Russia’s nuclear rhetoric and the Ukraine war
by Lev Tsitrin
The fear of Russia going nuclear in Ukraine waxes and wanes with the events on the ground, but does not disappear entirely from the media’s radar. One day we hear of Putin dropping a seemingly casual mention of Russia’s nuclear arsenal in a speech — to learn the next day that certain messages have been passed on to Putin to dissuade him from even thinking about his nukes — without telling us what those messages were, of course.
Everyone agrees that it is impossible to get into Putin’s mind. His calculations are murky, we are told — scaring us further with the possibility of a nuclear attack on Ukraine in response to Ukrainian strikes on what Russia declared to be its territory — Crimea and the bridge that links it to Russia, and Ukrainian districts partially controlled by Russian troops which Putin recently annexed. It makes us scared because this would dramatically increase the chance of a nuclear exchange with the West. Needless to say, this psychological pressure is rightly perceived as nuclear blackmail aimed at stopping the West’s arming of Ukraine, thus forcing Ukraine’s submission to Russia — which is Russia’s ultimate goal in this war, after all. The threat of tactical nukes thus serves as a tool of Russian diplomacy.

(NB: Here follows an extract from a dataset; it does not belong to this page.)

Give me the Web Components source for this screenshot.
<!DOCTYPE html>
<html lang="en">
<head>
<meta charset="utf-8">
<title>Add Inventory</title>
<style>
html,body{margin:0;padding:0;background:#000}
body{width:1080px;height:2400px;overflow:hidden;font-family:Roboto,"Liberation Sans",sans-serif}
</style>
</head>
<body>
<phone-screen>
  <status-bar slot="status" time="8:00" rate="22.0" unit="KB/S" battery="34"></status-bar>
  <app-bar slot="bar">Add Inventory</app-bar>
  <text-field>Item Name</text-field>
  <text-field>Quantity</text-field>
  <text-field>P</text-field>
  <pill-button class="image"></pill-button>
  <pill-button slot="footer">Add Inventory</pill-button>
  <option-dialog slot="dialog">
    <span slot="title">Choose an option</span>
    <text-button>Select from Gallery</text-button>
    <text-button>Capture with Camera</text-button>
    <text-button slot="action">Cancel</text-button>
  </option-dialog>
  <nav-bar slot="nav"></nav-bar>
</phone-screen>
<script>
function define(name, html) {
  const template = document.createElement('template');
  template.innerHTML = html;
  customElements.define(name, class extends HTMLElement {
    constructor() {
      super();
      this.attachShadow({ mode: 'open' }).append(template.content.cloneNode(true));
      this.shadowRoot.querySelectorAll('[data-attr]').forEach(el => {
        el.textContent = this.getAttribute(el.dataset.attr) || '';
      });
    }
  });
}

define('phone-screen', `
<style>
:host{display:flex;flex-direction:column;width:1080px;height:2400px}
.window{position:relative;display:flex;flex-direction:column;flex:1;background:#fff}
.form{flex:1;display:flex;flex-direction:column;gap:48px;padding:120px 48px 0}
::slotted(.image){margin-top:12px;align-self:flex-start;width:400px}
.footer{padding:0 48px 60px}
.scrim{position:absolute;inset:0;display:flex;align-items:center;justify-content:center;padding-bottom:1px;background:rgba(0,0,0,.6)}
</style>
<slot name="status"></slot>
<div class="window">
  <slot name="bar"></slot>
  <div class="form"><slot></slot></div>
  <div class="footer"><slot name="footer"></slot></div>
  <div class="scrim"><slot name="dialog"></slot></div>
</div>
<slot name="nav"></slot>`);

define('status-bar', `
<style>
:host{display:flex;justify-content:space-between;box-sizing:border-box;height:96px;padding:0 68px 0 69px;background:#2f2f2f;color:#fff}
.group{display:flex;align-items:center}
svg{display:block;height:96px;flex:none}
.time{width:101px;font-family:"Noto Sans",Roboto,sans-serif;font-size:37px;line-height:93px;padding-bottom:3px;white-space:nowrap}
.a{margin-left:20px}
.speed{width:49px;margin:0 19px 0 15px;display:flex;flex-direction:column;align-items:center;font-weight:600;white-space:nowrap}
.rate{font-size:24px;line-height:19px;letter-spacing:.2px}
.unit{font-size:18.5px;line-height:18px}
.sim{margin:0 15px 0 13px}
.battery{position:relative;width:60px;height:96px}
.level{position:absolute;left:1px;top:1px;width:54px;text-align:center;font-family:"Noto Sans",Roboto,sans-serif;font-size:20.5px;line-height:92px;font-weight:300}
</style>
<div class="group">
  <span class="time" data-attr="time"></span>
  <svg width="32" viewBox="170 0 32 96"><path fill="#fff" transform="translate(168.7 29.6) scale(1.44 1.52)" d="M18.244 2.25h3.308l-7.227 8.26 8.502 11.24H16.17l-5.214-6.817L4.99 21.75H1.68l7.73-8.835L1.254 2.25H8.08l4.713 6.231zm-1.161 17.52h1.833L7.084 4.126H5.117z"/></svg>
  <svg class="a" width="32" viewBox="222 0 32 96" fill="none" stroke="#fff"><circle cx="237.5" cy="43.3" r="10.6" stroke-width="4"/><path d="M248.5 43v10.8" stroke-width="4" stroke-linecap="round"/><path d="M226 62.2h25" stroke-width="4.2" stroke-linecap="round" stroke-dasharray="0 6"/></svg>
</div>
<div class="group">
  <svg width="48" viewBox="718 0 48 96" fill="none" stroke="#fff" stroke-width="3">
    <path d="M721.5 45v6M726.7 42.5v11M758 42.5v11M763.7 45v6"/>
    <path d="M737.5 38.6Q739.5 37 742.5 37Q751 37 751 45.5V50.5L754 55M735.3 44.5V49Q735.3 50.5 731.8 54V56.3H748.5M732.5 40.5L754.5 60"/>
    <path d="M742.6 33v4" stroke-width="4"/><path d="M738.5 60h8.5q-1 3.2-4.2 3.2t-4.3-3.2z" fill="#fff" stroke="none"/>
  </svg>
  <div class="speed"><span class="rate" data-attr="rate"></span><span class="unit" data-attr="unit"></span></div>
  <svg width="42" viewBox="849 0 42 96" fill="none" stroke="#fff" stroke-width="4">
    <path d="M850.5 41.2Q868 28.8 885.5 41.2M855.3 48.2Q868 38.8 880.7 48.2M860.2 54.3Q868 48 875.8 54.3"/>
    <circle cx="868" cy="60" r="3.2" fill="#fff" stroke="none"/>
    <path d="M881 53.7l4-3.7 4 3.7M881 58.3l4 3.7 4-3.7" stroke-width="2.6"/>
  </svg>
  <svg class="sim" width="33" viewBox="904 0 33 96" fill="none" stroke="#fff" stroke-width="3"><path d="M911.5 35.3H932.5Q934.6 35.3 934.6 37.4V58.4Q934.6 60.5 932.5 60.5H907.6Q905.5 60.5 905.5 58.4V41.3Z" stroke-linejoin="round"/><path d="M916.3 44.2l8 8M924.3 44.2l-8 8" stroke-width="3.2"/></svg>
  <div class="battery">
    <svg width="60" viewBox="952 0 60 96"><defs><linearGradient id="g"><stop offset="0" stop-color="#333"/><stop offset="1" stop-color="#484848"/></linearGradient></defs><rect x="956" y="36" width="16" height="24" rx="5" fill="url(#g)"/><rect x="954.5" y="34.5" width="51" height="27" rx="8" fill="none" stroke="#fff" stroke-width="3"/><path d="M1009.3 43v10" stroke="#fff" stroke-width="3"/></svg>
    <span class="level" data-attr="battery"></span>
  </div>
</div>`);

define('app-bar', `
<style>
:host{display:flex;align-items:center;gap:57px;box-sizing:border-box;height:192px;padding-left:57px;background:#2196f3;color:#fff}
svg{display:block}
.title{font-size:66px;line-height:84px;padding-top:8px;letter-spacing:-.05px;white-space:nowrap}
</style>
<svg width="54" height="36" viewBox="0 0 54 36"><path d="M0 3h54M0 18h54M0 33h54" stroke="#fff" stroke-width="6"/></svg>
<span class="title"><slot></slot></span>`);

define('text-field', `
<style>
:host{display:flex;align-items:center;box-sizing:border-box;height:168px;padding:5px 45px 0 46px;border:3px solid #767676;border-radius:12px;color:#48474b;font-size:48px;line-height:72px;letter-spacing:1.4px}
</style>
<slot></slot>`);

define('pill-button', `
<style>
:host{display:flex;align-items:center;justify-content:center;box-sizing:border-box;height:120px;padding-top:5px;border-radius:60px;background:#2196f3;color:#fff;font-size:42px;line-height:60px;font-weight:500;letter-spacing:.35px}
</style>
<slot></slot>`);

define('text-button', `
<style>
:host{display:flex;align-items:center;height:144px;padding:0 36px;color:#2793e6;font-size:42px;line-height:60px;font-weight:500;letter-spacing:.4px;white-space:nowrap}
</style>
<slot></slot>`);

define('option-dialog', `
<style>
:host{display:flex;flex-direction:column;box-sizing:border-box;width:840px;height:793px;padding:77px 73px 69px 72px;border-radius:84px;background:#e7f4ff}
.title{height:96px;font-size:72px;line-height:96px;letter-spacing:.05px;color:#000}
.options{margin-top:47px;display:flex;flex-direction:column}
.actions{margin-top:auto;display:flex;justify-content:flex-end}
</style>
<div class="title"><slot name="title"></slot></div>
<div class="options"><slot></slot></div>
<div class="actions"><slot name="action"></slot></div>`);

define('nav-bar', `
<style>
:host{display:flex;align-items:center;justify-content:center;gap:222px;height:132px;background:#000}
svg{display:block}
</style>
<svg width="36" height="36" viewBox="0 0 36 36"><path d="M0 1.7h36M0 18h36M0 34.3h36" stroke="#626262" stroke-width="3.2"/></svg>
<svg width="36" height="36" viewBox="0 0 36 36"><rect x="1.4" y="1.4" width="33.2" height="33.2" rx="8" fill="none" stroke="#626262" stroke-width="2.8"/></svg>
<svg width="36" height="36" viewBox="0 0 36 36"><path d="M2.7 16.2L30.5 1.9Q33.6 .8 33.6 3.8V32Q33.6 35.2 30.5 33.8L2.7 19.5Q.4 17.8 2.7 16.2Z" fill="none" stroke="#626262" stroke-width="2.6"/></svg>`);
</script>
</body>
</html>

How real is this threat? Just the other day, NPR broadcasted a segment on this very subject, “Russia’s nuclear arsenal is huge, but will Putin use it?” in which it interviewed a bunch of experts — and predictably, opinions were divided.
What strikes me about such discussions is that the experts tend to lump all Russia’s efforts — the mobilization aimed at stabilizing Russia’s flagging military at front lines, the massive use of missiles and drones against infrastructure targets aimed at making the daily lives of Ukrainians so miserable as to break their morale and beg for cessation of the horror even at the price of capitulation, and the nuclear threat — as a single package, rather than as alternatives that are distinct from (and in a certain way even opposite to) each other.

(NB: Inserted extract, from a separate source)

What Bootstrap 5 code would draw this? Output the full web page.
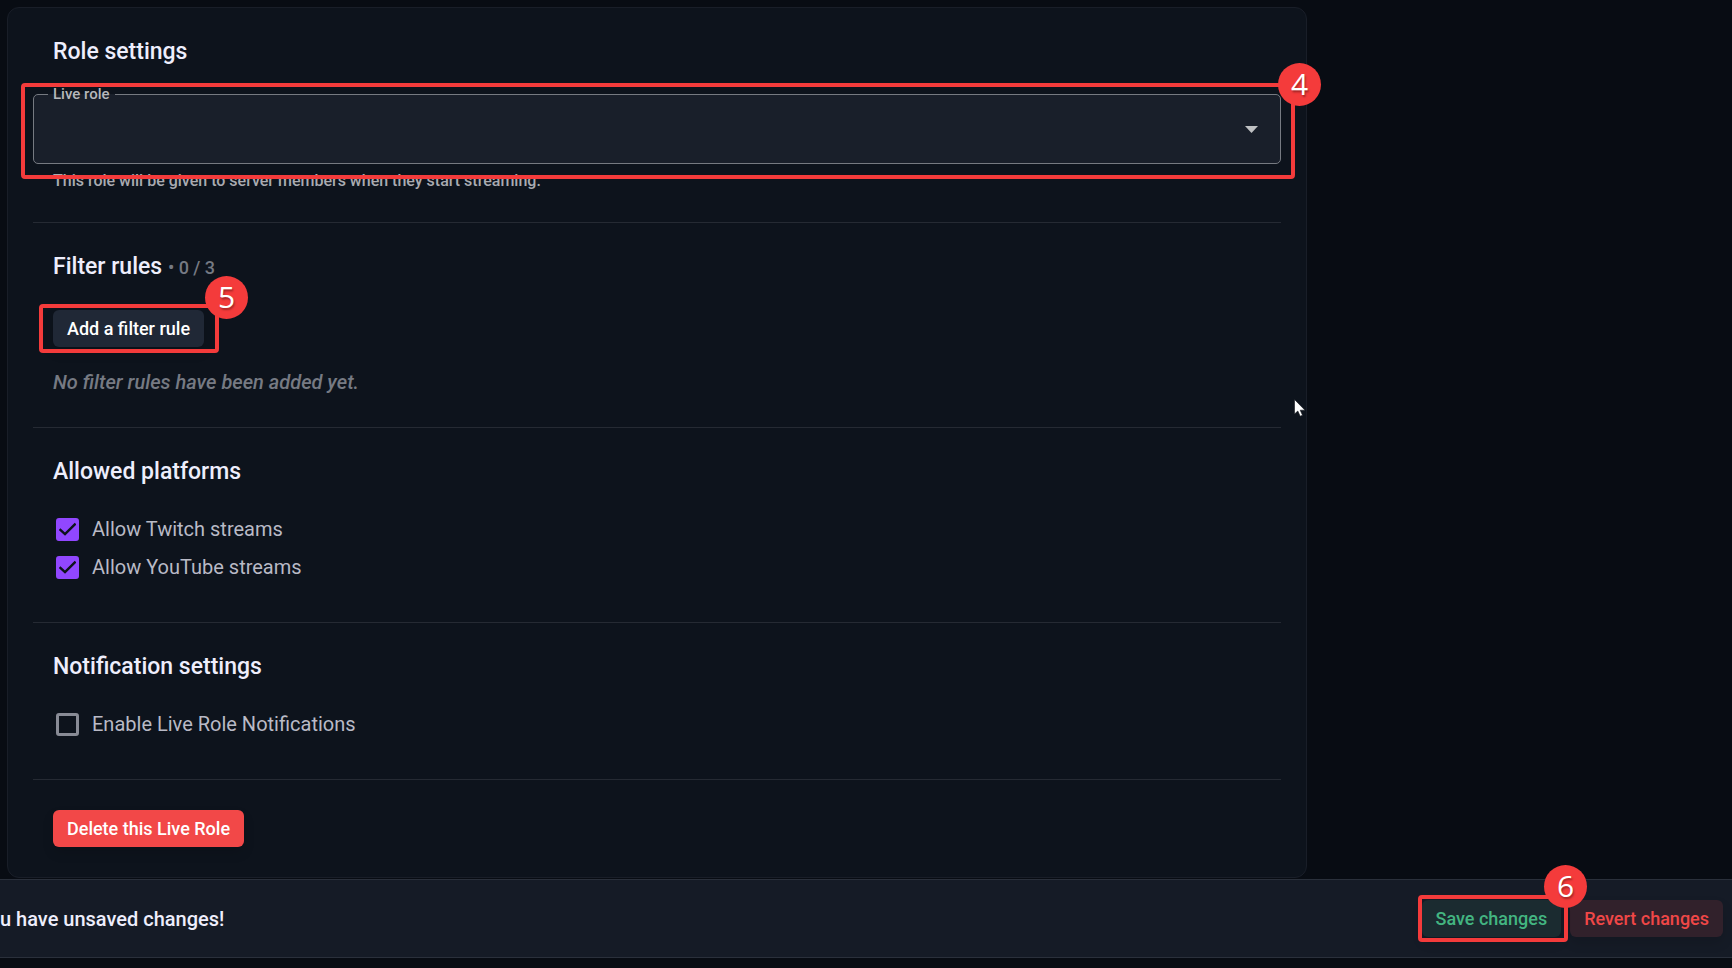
<!DOCTYPE html>
<html lang="en" data-bs-theme="dark">
<head>
<meta charset="utf-8">
<meta name="viewport" content="width=device-width, initial-scale=1">
<title>Live Role settings</title>
<link href="https://cdn.jsdelivr.net/npm/bootstrap@5.3.0/dist/css/bootstrap.min.css" rel="stylesheet">
<style>
  body { background: #080c13; font-family: Roboto, "Liberation Sans", sans-serif; color: #eeeefc; overflow-x: hidden; }
  .settings-card { width: calc(75% + 1px); margin: 7px 0 0 7px; padding: 0 25px; background: #0d131c; border: 1px solid #191e28; border-radius: 12px; }
  .settings-section { padding: 29px 20px 36px; border-bottom: 1px solid #252a33; }
  .settings-section.role-section { padding: 29px 0 31px; }
  .settings-section.filter-section { padding-bottom: 31px; }
  .settings-section.delete-section { padding: 30px 20px; border-bottom: 0; }
  .section-title { font-size: 23px; line-height: 29px; font-weight: 500; margin: 0; color: #eeeefc; }
  .role-section .section-title { padding-left: 20px; }
  .rule-count { font-size: 18px; color: #767a83; }
  .role-wrap { margin-top: 28px; }
  .add-wrap { margin-top: 28px; }
  .check-list { margin-top: 24px; }
  .role-field { height: 70px; background-color: #191f2a; border: 1px solid #767a81; border-radius: 5px; color: #eeeefc; background-image: none; }
  .field-label { left: 15px; top: -10px; padding: 0 5px; font-size: 15px; font-weight: 500; line-height: 20px; color: #b6b8bb; background: linear-gradient(#0d131c 50%, #191f2a 50%); }
  .field-arrow { right: 23px; top: 32px; pointer-events: none; }
  .help-line { font-size: 16px; font-weight: 500; line-height: 20px; color: #a9abb1; margin: 7px 0 0 20px; }
  .app-btn { height: 37px; padding: 0 14px; font-size: 18px; line-height: 35px; font-weight: 500; border: 0; border-radius: 6px; color: #fff; box-shadow: 0 6px 12px rgba(0,0,0,.12); white-space: nowrap; }
  .btn-add, .btn-add:hover { background: #202836; color: #fff; }
  .btn-remove, .btn-remove:hover { background: #f24848; color: #fff; }
  .btn-save, .btn-save:hover { background: #1b2b30; color: #43b581; }
  .btn-revert, .btn-revert:hover { background: #31212b; color: #f04747; }
  .empty-note { font-size: 20px; font-weight: 500; line-height: 28px; color: #767a83; margin: 21px 0 0; }
  .check-row { height: 38px; gap: 13px; padding-left: 3px; }
  .check-row label { font-size: 20px; line-height: 28px; color: #b9bac6; }
  .check-row .form-check-input { width: 23px; height: 23px; margin: 0; border: 3px solid #888b95; border-radius: 3px; background-color: transparent; box-shadow: none; }
  .check-row .form-check-input:checked { background-color: #9147ff; border-color: #9147ff; background-size: 23px; background-image: url("data:image/svg+xml,%3csvg xmlns='http://www.w3.org/2000/svg' viewBox='0 0 23 23'%3e%3cpath fill='none' stroke='%230d131c' stroke-width='2.4' d='M3.6 11.2 9 16.2 19.6 5.6'/%3e%3c/svg%3e"); }
  .callout-frame { border: 4px solid #f43b3b; border-radius: 4px; pointer-events: none; z-index: 2; }
  .frame-role { inset: -11px -14px -15px -12px; }
  .frame-add { inset: -6px -15px -6px -14px; }
  .frame-save { inset: -5px -7px -5px -4px; }
  .callout-number { width: 43px; height: 43px; top: -32px; right: -33px; border-radius: 50%; background: #f43b3b; color: #fff; font: 500 30px/42px "Open Sans", sans-serif; text-align: center; text-shadow: 1px 2px 2px rgba(0,0,0,.35); }
  .frame-role .callout-number { top: -24px; right: -30px; }
  .frame-save .callout-number { top: -34px; right: -23px; }
  .save-bar { margin-top: 1px; height: 79px; padding-right: 9px; gap: 9px; background: #151b26; border: solid #2a303b; border-width: 1px 0; }
  .save-message { font-size: 20px; line-height: 28px; font-weight: 500; color: #eeeefc; }
  .pointer { right: 0; top: 391px; }
</style>
<script src="https://cdn.jsdelivr.net/npm/bootstrap@5.3.0/dist/js/bootstrap.bundle.min.js"></script>
</head>
<body>
<main class="settings-card position-relative">
  <section class="settings-section role-section">
    <h2 class="section-title">Role settings</h2>
    <div class="position-relative role-wrap">
      <select class="form-select role-field" id="liveRole"><option></option></select>
      <label class="field-label position-absolute" for="liveRole">Live role</label>
      <svg class="field-arrow position-absolute" width="13" height="7" viewBox="0 0 13 7" aria-hidden="true"><path d="M0 0h13L6.500 7z" fill="#bfc1c3"/></svg>
      <div class="callout-frame frame-role position-absolute"><span class="callout-number position-absolute">4</span></div>
    </div>
    <p class="help-line">This role will be given to server members when they start streaming.</p>
  </section>

  <section class="settings-section filter-section">
    <h2 class="section-title">Filter rules <span class="rule-count">• 0 / 3</span></h2>
    <div class="position-relative d-inline-block align-top add-wrap">
      <button type="button" class="btn app-btn btn-add d-block">Add a filter rule</button>
      <div class="callout-frame frame-add position-absolute"><span class="callout-number position-absolute">5</span></div>
    </div>
    <p class="empty-note fst-italic">No filter rules have been added yet.</p>
  </section>

  <section class="settings-section">
    <h2 class="section-title">Allowed platforms</h2>
    <div class="check-list">
      <div class="check-row d-flex align-items-center"><input class="form-check-input" type="checkbox" id="twitch" checked><label for="twitch">Allow Twitch streams</label></div>
      <div class="check-row d-flex align-items-center"><input class="form-check-input" type="checkbox" id="youtube" checked><label for="youtube">Allow YouTube streams</label></div>
    </div>
  </section>

  <section class="settings-section">
    <h2 class="section-title">Notification settings</h2>
    <div class="check-list">
      <div class="check-row d-flex align-items-center"><input class="form-check-input" type="checkbox" id="notify"><label for="notify">Enable Live Role Notifications</label></div>
    </div>
  </section>

  <section class="settings-section delete-section">
    <button type="button" class="btn app-btn btn-remove d-block">Delete this Live Role</button>
  </section>

  <svg class="pointer position-absolute" width="12" height="18" viewBox="0 0 12 18" aria-hidden="true"><path d="M.5.5v14.500l3.300-3 2.400 5.200 2.300-1-2.300-5h4.800z" fill="#fff" stroke="#10141b" stroke-width=".6"/></svg>
</main>

<footer class="save-bar d-flex align-items-center">
  <span class="save-message me-auto">u have unsaved changes!</span>
  <div class="position-relative">
    <button type="button" class="btn app-btn btn-save d-block">Save changes</button>
    <div class="callout-frame frame-save position-absolute"><span class="callout-number position-absolute">6</span></div>
  </div>
  <button type="button" class="btn app-btn btn-revert">Revert changes</button>
</footer>
</body>
</html>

Yet this is how it looks to me. In the Ukraine war, Putin has to contend with two entirely different populations (apart from Ukrainians themselves, for whom he apparently has nothing but disdain, and who therefore do not enter into his calculus at all) — the population of Russia, and of the West. Reacting to military setbacks with the use of tactical nukes would cause a tectonic shift in relations with the West, and potentially alienate the rest of the world now sitting on the fence — but there would be no need for the hugely unpopular mobilization of the Russians, Which way to go? Whom to challenge? Prior to September 21, Putin was at a fork of the road, it seems to me. He faced a dilemma: should he move the world to the brink of a nuclear catastrophe — or antagonize his own population? That on that day, Putin chose the latter rather than the former, suggests — to me at least — that the use of nukes was considered but shelved, and is not in the offing.
I may be overly optimistic, but I would vote with those who are skeptical of Putin’s nuclear rhetoric, taking it for a tool of his diplomacy rather than for an actual military threat — though my rationale is different: I see Putin’s “partial mobilization” as a step away from a nuclear attack, rather than a step towards it.